Tibor and the gang flee, but all of Europe are put on high alert. They are found, eventually. Tibor is gunned down and the rest arrested, along with many corrupt political figures, etc.
Margo dies on the floor from the gunshot wound, in Whicker’s arms, whom forgives her for her illegal transgressions. He buries under in her native Austrian lands, under a tall elm tree. Grim and despondent, he leaves her and the churchyard, to return back to England….
Alan Whicker writes a very serious exposé of the world’s ultra secret underworld and drug trafficking problems following the conclusion of the second world war, supplying raw data on various countries, a variety of drugs and their concerns, etc. As the hero of our tale, Whicker must face unscrupulous military men, bed down a variety of foreign ladies, succumb to drugs himself (twice) to maintain his secret assignment (even though everyone seems to already know his assignment), dodge assassination attempts, survive brutal beatings, and get liquored-up repetitively. Initially I was disgusted with the novel and its blasé attitude toward various ethnic groups and countries, but, we must understand that Whicker was writing, on one level, a formula novel, and on another level, a novel rich and colored by the natural biases of the reading public. It is an outstanding literary endeavor and well-worth my time spent reading it.
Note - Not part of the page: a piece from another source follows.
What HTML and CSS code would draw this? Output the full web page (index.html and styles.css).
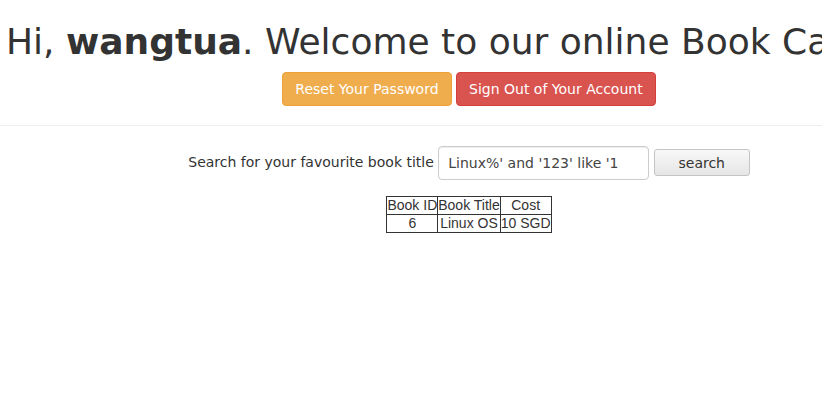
FILE: index.html
```html
<!DOCTYPE html>
<html>
<head>
<meta charset="utf-8">
<link rel="stylesheet" href="styles.css">
</head>
<body>
<div class="top">
  <h1 class="title">Hi, <b>wangtua</b>. Welcome to our online Book Catalog</h1>
  <div class="actions">
    <a class="btn btn-warning">Reset Your Password</a>
    <a class="btn btn-danger">Sign Out of Your Account</a>
  </div>
</div>
<hr class="rule">
<div class="main">
  <form class="search">
    <label class="search-label">Search for your favourite book title</label>
    <input class="search-input" type="text" value="Linux%' and '123' like '1">
    <button class="search-btn" type="button">search</button>
  </form>
  <table class="books">
    <tr><td>Book ID</td><td>Book Title</td><td>Cost</td></tr>
    <tr><td>6</td><td>Linux OS</td><td>10 SGD</td></tr>
  </table>
</div>
</body>
</html>
```
FILE: styles.css
```css
html, body {
  margin: 0;
  padding: 0;
  overflow: hidden;
  background: #fff;
}
body {
  font-family: "DejaVu Sans", sans-serif;
  font-size: 14px;
  line-height: 1.42857;
  color: #333;
}
.top, .main {
  width: 922px;
  margin-left: 8px;
  text-align: center;
}
.title {
  margin: 22px 0 10px -2px;
  font-size: 36px;
  font-weight: 400;
  line-height: 1.1;
  white-space: nowrap;
  text-align: left;
}
.title b { font-weight: 700; }
.actions {
  height: 34px;
}
.btn {
  display: inline-block;
  box-sizing: border-box;
  height: 34px;
  padding: 6px 12px;
  border: 1px solid transparent;
  border-radius: 4px;
  font-size: 14px;
  line-height: 20px;
  color: #fff;
  vertical-align: middle;
}
.btn-warning { background: #f0ad4e; border-color: #eea236; }
.btn-danger { background: #d9534f; border-color: #d43f3a; }
.rule {
  margin: 19px 0 20px;
  border: 0;
  border-top: 1px solid #eee;
}
.search {
  margin: 0;
  height: 34px;
}
.search-label {
  vertical-align: middle;
}
.search-input {
  box-sizing: border-box;
  width: 211px;
  height: 34px;
  padding: 6px 9px;
  border: 1px solid #ccc;
  border-radius: 4px;
  font-family: "DejaVu Sans", sans-serif;
  font-size: 14px;
  color: #444;
  vertical-align: middle;
  box-shadow: inset 0 1px 1px rgba(0,0,0,.075);
}
.search-btn {
  box-sizing: border-box;
  width: 96px;
  height: 27px;
  border: 1px solid #c4c4c4;
  border-radius: 3px;
  background: linear-gradient(#f8f8f8, #e6e6e6);
  font-family: "DejaVu Sans", sans-serif;
  font-size: 14px;
  color: #333;
  vertical-align: middle;
}
.books {
  margin: 16px auto 0;
  border-collapse: collapse;
  font-family: "Liberation Sans", Arial, sans-serif;
  font-size: 14px;
  line-height: 17px;
  color: #333;
}
.books td {
  border: 1px solid #333;
  padding: 0;
  text-align: center;
}
```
Inside, on the title page, it says he is also the author of the following:
- International City
- Threat of the Future
- Hell Ship
- Korea Man (in Men Only, March 1951)
I have found that Whicker was a regular contributor to Men Only, appearing in at least 20 issues, perhaps more. It is in all likelihood that all the above entries appeared in that publication. He also supplied at least one short crime tale to Courier (April 1950). I think it would be interesting to read all of his early literary output and perhaps have them collected (with the estates permission).